As Bruce Stevenson’s Risk Consultant, I have been liaising with a wide variety of clients about the steps they have taken to reopen for work. Advising on their legal requirements to adjust their organisation to effectively manage the extra risks brought by COVID-19. Many organisations have been able to work from home effectively, however, certain industries are unable to easily change their processes.
It is a recurring theme in risk management to meet with organisations that have never really grasped the need for documenting their risk procedures. Faced with the need to have a Covid-19 risk assessment, combined with the fact that the Health and Safety Executive (HSE) and the Scottish Government have been very clear they are going to police this, a lot of people have been very eager to get their required risk assessments in place.
When I meet a client and talk through their Covid-19 risk assessment, the next thing I ask to see is their fire risk assessment. Most organisations I meet for the first time do not have a current fire risk assessment in place. When you are open for work, you are allowing the HSE to visit your premises at their discretion. After the HSE has reviewed your Covid-19 risk assessment, they will want to see all your other risk procedures.
A fire risk assessment is a requirement, and not having this in place makes it very easy for the HSE to present you with a fine, produce a potentially costly fire risk assessment on your behalf or, in some circumstances, take you to court. In many cases, a Covid-19 risk assessment can lead to other workplace risk assessments and a review of the health and safety policy.
Due to changing processes brought on from social distancing, or changes to their number of personnel, a lot of our clients have sought a review of their procedures and risk assessments. Changes in legislation have been particularly challenging, with some people confused as to which guidelines they should heed above others.
The commercial sector has seen a lot of changes, and the catering and hospitality industries have seen a great deal of new legislation required to conduct business.
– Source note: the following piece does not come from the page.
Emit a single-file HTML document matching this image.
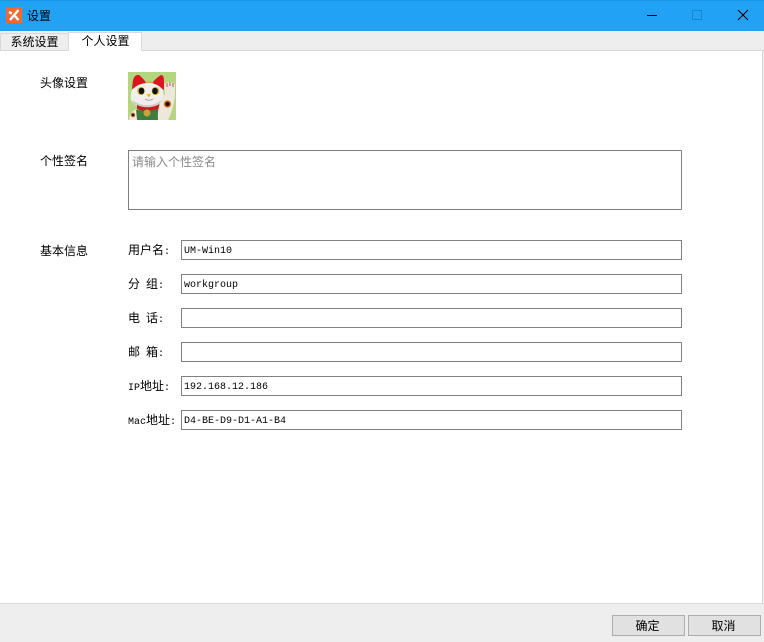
<!DOCTYPE html>
<html><head><meta charset="utf-8">
<style>
*{box-sizing:border-box;margin:0;padding:0}
html,body{width:764px;height:642px;overflow:hidden;background:#fff}
body{position:relative;font:12px/16px "WenQuanYi Zen Hei","Noto Sans CJK SC",sans-serif;color:#000}
.a{position:absolute;white-space:nowrap}
.inp{position:absolute;left:181px;width:501px;height:20px;border:1px solid #808080;background:#fff;padding-left:2px;font:10px/22px "Liberation Mono",monospace;white-space:nowrap}
.l{position:absolute;left:128px;white-space:nowrap;line-height:16px}
.m{font:10px "Liberation Mono",monospace}
.s{display:inline-block;width:6px}
.btn{position:absolute;top:615px;width:73px;height:21px;background:#e1e1e1;border:1px solid #adadad;text-align:center;line-height:20px;padding-right:2px}
</style></head><body>
<div class="a" style="left:0;top:0;width:764px;height:31px;background:#22a2f5;border-top:1px solid #1a93e8"></div>
<svg class="a" style="left:6px;top:7px" width="16" height="16" viewBox="0 0 16 16"><rect width="16" height="16" fill="#f4682c"/><path d="M3 5l3 1.500M12.500 3L4 13M8.500 8.500l4 4.500" stroke="#fff" stroke-width="2.400" fill="none"/></svg>
<div class="a" style="left:27px;top:8px">设置</div>
<svg class="a" style="left:640px;top:5px" width="120" height="20" viewBox="0 0 120 20"><path d="M7 10.500H17" stroke="#000" stroke-width="1"/><rect x="52.500" y="5.500" width="9" height="9" fill="none" stroke="#1a84cc"/><path d="M98 5L108 15M108 5L98 15" stroke="#000" stroke-width="1.100"/></svg>

<div class="a" style="left:0;top:31px;width:764px;height:20px;background:#eee"></div>
<div class="a" style="left:0;top:50px;width:764px;height:1px;background:#d9d9d9"></div>
<div class="a" style="left:0;top:33px;width:69px;height:18px;background:#eee;border:1px solid #d9d9d9;text-align:center;line-height:16px">系统设置</div>
<div class="a" style="left:68px;top:32px;width:74px;height:19px;background:#fff;border:1px solid #d9d9d9;border-bottom:0;text-align:center;line-height:16px;padding-left:1px">个人设置</div>
<div class="a" style="left:762px;top:51px;width:1px;height:552px;background:#d9d9d9"></div>
<div class="a" style="left:763px;top:51px;width:1px;height:552px;background:#eee"></div>

<div class="a" style="left:40px;top:75px">头像设置</div>
<svg class="a" style="left:128px;top:72px" width="48" height="48" viewBox="0 0 48 48">
<rect width="48" height="48" fill="#b3d67f"/>
<path d="M4 17L5 8Q7 2 11 3Q15 6 19 12Z" fill="#dc1420"/>
<path d="M24 11Q28 6 33 3Q36 3 36 9L36 18Z" fill="#dc1420"/>
<path d="M17 10Q21 8 26 11L22 14Z" fill="#d9a648"/>
<path d="M4 18Q10 11 20 11Q30 11 35 18Q37 25 33 31Q26 36 15 36Q6 35 3 28Q2 22 4 18Z" fill="#f1efeb"/>
<path d="M4 28Q12 34 22 33Q30 32 34 27L32 33Q24 37 14 37Q7 36 4 28Z" fill="#cfcdc8"/>
<ellipse cx="13" cy="19" rx="3.800" ry="4" fill="#d6b32a"/><ellipse cx="13.500" cy="19" rx="2.800" ry="3.300" fill="#111"/>
<ellipse cx="27.500" cy="19" rx="3.800" ry="4" fill="#d6b32a"/><ellipse cx="27" cy="19" rx="2.800" ry="3.300" fill="#111"/>
<path d="M18.500 22h4.500l-2.200 3.500z" fill="#f0b020"/>
<path d="M17 27q4 2.500 8 0" fill="none" stroke="#999" stroke-width=".8"/>
<path d="M8 38L5 48H35L33 36Z" fill="#3f7d3e"/>
<path d="M9 33Q20 38 32 32L32 36Q20 41 9 37Z" fill="#c4201f"/>
<circle cx="19" cy="41" r="3.500" fill="#caa23c"/>
<path d="M8 37Q2 40 1 48H9Z" fill="#efe9e0"/><circle cx="5" cy="43" r="2.200" fill="#b8501e"/><circle cx="5" cy="43" r="1.100" fill="#201510"/>
<path d="M36 12Q42 8 47 12L47 24L46 30Q44 40 40 48H30Q29 38 33 28L37 22Z" fill="#eee7dc"/>
<path d="M39 11v4M42 10v4M45 11v4" stroke="#c4524a" stroke-width="1"/>
<circle cx="39.500" cy="32" r="3.800" fill="#dd7a22"/><circle cx="39.500" cy="32" r="2.300" fill="#1c1410"/>
</svg>

<div class="a" style="left:40px;top:153px">个性签名</div>
<div class="a" style="left:128px;top:150px;width:554px;height:60px;border:1px solid #808080;padding:3px 0 0 3px;color:#8a8a8a">请输入个性签名</div>

<div class="a" style="left:40px;top:243px">基本信息</div>

<div class="l" style="top:242px">用户名<span class="m">:</span></div>
<div class="inp" style="top:240px">UM-Win10</div>
<div class="l" style="top:276px">分<span class="s"></span>组<span class="m">:</span></div>
<div class="inp" style="top:274px">workgroup</div>
<div class="l" style="top:310px">电<span class="s"></span>话<span class="m">:</span></div>
<div class="inp" style="top:308px"></div>
<div class="l" style="top:344px">邮<span class="s"></span>箱<span class="m">:</span></div>
<div class="inp" style="top:342px"></div>
<div class="l" style="top:378px"><span class="m">IP</span>地址<span class="m">:</span></div>
<div class="inp" style="top:376px">192.168.12.186</div>
<div class="l" style="top:412px"><span class="m">Mac</span>地址<span class="m">:</span></div>
<div class="inp" style="top:410px">D4-BE-D9-D1-A1-B4</div>

<div class="a" style="left:0;top:603px;width:764px;height:39px;background:#eee;border-top:1px solid #d9d9d9"></div>
<div class="btn" style="left:612px">确定</div>
<div class="btn" style="left:688px">取消</div>
</body></html>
Like a lot of us, I have become adept at video conferencing, which led me to host training webinars for businesses from all types of industries. Through these, our Charities Account Executive, Michael Hashim, introduced me to Inspire Scotland. Inspire Scotland represent a network of charity and third sector organisations in Scotland and I agreed to host webinars for them.
The response from the webinars was unbelievable, but it also meant there was a lot of people that needed help. These became over-subscribed and led to me working with several organisations. Inspire Scotland secured a grant from the Scottish Government to allow for risk assessments so their members could continue providing care to those who needed it.
It is all about having an expert opinion on changes in the workplace. Some organisations do not have the luxury of referring their situation to someone.
If I can act as the referral point, that re-assurance and second pair of eyes, I can confirm what they have is what they need.